Judge Eugene Fahey did not take part in the ruling.

‘Landmark’ Ruling

The Brooke S.B. case involved visitation she sought of a child her partner, Elizabeth A., gave birth to in 2009 while the two women were together. The relationship ended in 2010 and Brooke S.B.’s regular visitation was cut off by the birth mother in 2013.

Susan Sommer of Lambda Legal, who represented Brooke S.B., said in a statement that the “landmark” ruling will allow New York to free itself from legal definitions to which it has adhered despite significant change in society and other domestic laws in the past 25 years.

“Prior to today’s decision, New York law on this issue was tragically stuck in 1991, when the Court of Appeals ruled in the Alison D. case that non-biological, non-married, non-adoptive parents are legal strangers to the children they raised with a same-sex partner,” Sommer said.

Sommer’s co-counsels were Blank Rome partners Margaret Canby and Caroline Krauss-Browne and the LGBT Bar Association of Greater New York.

Eric Wrubel of Warshaw Burstein in Manhattan represented the attorney for the child in Brooke S.B., R. Thomas Rankin of Goodell & Rankin in Jamestown.

Wrubel applauded the court for adopting a revised reading of Domestic Relations Law §70 that adheres to the time-tested “best-interests-of-the-child” standard used in custody and visitation cases involving traditional couples, as Wrubel urged in oral arguments (NYLJ, June 2).

He said in an interview that participation in birthing classes, partners’ inclusion on birth notices and other traditional indications of the existence of a pre-conception agreement between a couple will be used by courts to decide of an ex-partner’s commitment to being a parent.

“They [Court of Appeals' judges] want to look at the facts of how the people involved conduct themselves, and that is enough for them,” Wrubel said. “That should be enough for them.”

Sherry Bjork of Frewsburg represented the biological mother in Brooke S.B.

Christopher Chimeri, a partner at Quatela Hargraves & Chimeri in Hauppauge, represented Jennifer D. Associate Andrew Estes and partner Jeffrey Trachtman of Kramer Levin Naftalis & Frankel in Manhattan represented Estrellita along with Susan Mintz of Gervase & Mintz in Garden City. John Belmonte of Central Islip was the attorney for the child in the Estrellita case.

In the Estrellita A. case, Estrellita is seeking visitation of a child her former partner Jennifer D. gave birth to on Long Island in 2008. The couple split in 2012.

References to 1991 Dissent

The Abdus-Salaam ruling was replete with references to the dissent in Alison D. by former chief judge Judith Kaye. Kaye insisted that the court’s obligation to act within the best interests of the child gave it grounds to recognize the right to visitation of a person who “stands in loco parentis” even under Domestic Relations Law §70.
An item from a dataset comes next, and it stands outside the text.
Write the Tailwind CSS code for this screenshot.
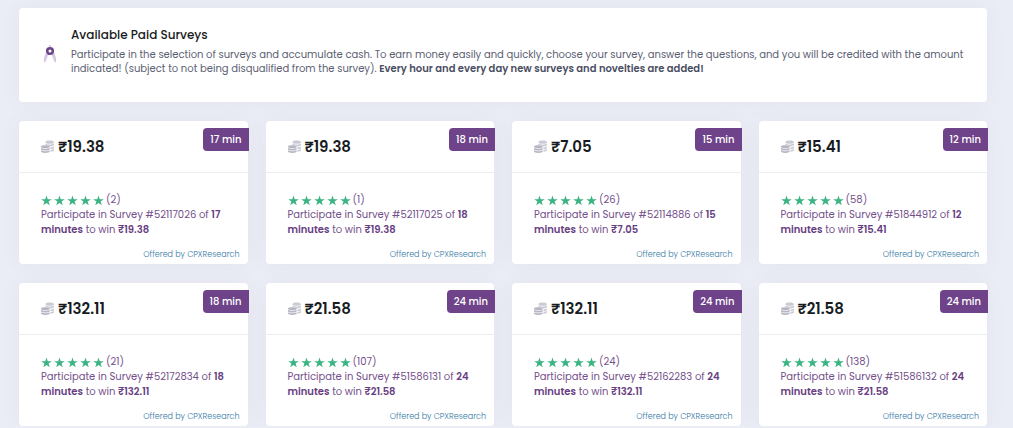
<!DOCTYPE html>
<html lang="en">
<head>
    <meta charset="UTF-8">
    <meta name="viewport" content="width=device-width, initial-scale=1.0">
    <title>Available Paid Surveys</title>

    <!-- Tailwind CSS -->
    <script src="https://cdn.jsdelivr.net/npm/@tailwindcss/browser@4"></script>
</head>
<body class="bg-[#ebedf6] font-[Poppins,Inter,sans-serif] text-[10px] leading-[14px]">
    <!-- Icon sprites -->
    <svg class="hidden">
        <symbol id="coins" viewBox="0 0 24 24">
            <g fill="#b5b5c3">
                <path opacity=".7" d="M8 3.500C9.500 1.800 12 1 16 1c4.500 0 8 1.200 8 3s-3.500 3-8 3C12 7 8 6 8 3.500zM8 6.500C10 8 13 8.500 16 8.500c3.500 0 6-.6 8-2v2.300c0 1.700-3 3-7.500 3C15 10 12 9 8 9zM17.500 13.300c3 0 5-.6 6.500-1.500v2.400c0 1.400-2.500 2.500-6.500 2.800zM17.500 18.500c3-.2 5-.8 6.500-1.700V19c0 1.400-2.500 2.500-6.500 2.800z"/>
                <ellipse cx="8" cy="12.500" rx="8" ry="2.600"/>
                <path d="M0 14.500c2 1.300 5 1.800 8 1.800s6-.5 8-1.800V17c0 1.500-3.600 2.600-8 2.600S0 18.500 0 17zM0 19c2 1.300 5 1.800 8 1.800s6-.5 8-1.800v2.200c0 1.500-3.600 2.600-8 2.600s-8-1.100-8-2.600z"/>
            </g>
        </symbol>
        <symbol id="star" viewBox="0 0 24 24">
            <path fill="#3bb383" d="M12 1l2.700 8.200H23.500l-7 5.100 2.600 8.300L12 17.500l-7.100 5.100 2.600-8.300-7-5.100h8.800z"/>
        </symbol>
    </svg>

    <main class="pt-2 pl-[19px] pr-[26px]">
        <!-- Intro -->
        <section class="flex items-start rounded bg-white pt-[18px] pb-[26px] pl-[23px] pr-4 shadow-[0_0_20px_rgba(82,63,105,0.06)]">
            <svg class="mt-[19px] h-[18px] w-4 shrink-0" viewBox="0 0 16 18">
                <path fill="#d6c8e0" d="M7.200 0h1.600v2.500H7.200zM4 7.500l2.600 2c-1.500 2.300-1.900 4.700-2.700 6.700L2 17.800C1.400 14 2.400 10.600 4 7.500zM12 7.500l-2.600 2c1.500 2.300 1.900 4.700 2.700 6.700l1.900 1.600c.6-3.800-.4-7.200-2-10.300z"/>
                <circle cx="8" cy="6" r="2.800" fill="#fff" stroke="#6d4588" stroke-width="2.600"/>
            </svg>
            <div class="ml-[13px]">
                <h1 class="mb-1 text-[12px] leading-[18px] font-medium text-[#181c22]">Available Paid Surveys</h1>
                <p class="text-[#5a6072]">Participate in the selection of surveys and accumulate cash. To earn money easily and quickly, choose your survey, answer the questions, and you will be credited with the amount indicated! (subject to not being disqualified from the survey). <b class="font-semibold text-[#4a4e63]">Every hour and every day new surveys and novelties are added!</b></p>
            </div>
        </section>

        <!-- Survey cards -->
        <section id="surveys" class="mt-[19px] grid grid-cols-4 gap-x-[18px] gap-y-[19px]"></section>
    </main>

    <script>
        const surveys = [
            { id: 52117026, reward: '19.38', minutes: 17, votes: 2 },
            { id: 52117025, reward: '19.38', minutes: 18, votes: 1 },
            { id: 52114886, reward: '7.05', minutes: 15, votes: 26 },
            { id: 51844912, reward: '15.41', minutes: 12, votes: 58 },
            { id: 52172834, reward: '132.11', minutes: 18, votes: 21 },
            { id: 51586131, reward: '21.58', minutes: 24, votes: 107 },
            { id: 52162283, reward: '132.11', minutes: 24, votes: 24 },
            { id: 51586132, reward: '21.58', minutes: 24, votes: 138 }
        ];

        const star = '<svg class="size-[11px]"><use href="#star"/></svg>';

        document.getElementById('surveys').innerHTML = surveys.map(s => `
            <article class="relative rounded bg-white text-[#74508b] shadow-[0_0_20px_rgba(82,63,105,0.06)]">
                <header class="flex h-[52px] items-center gap-1 border-b border-[#ebedf3] pl-[22px]">
                    <svg class="size-[13px]"><use href="#coins"/></svg>
                    <h2 class="text-[15px] leading-5 font-semibold text-[#181c22]">₹${s.reward}</h2>
                </header>
                <span class="absolute top-[7px] -right-px rounded-l bg-[#6f4389] px-[7px] py-1 leading-[15px] font-medium text-white">${s.minutes} min</span>
                <div class="pt-5 pl-[22px] pr-5">
                    <div class="flex items-center gap-[2px]">${star.repeat(5)}<span>(${s.votes})</span></div>
                    <p class="leading-[15px]">Participate in Survey #${s.id} of <b class="font-semibold text-[#683e82]">${s.minutes} minutes</b> to win <b class="font-semibold text-[#683e82]">₹${s.reward}</b></p>
                </div>
                <footer class="flex justify-end pt-3 pr-2 pb-[3px] text-[8px] leading-3 font-light">
                    <a href="#" class="text-[#2f76a3]">Offered by CPXResearch</a>
                </footer>
            </article>`).join('');
    </script>
</body>
</html>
Kaye predicted that the majority’s ruling in Alison D. would fall hardest on the millions of children living in nontraditional households—including families headed by same-sex couples.

In addition to the legalization of same-sex marriages, Abdus-Salaam noted that the right of a biological parent’s unmarried partner to adopt the partner’s child has also been recognized in New York since the court considered Alison D. The recognition of legal rights in both areas call for a revision of the standard of parent in the 1991 determination, she said.

The Court of Appeals nearly abandoned Alison D. in 2010 in the Debra H. v. Janice R. ruling, but decided by a 4-3 margin to retain the reading of “parent” as only flowing through marriage, biology or adoption (NYLJ, May 5, 2010).

Pigott, who was in the majority in Debra H., is the only judge ruling in that case who is still on the court.

Among the groups filing amicus curiae briefs in the case supporting the visitation rights of Brooke S.B. and Estrellita were the New York City Bar Association, the New York State Bar Association, the National Center for Lesbian Rights, the National Association of Social Workers and Lawyers for Children.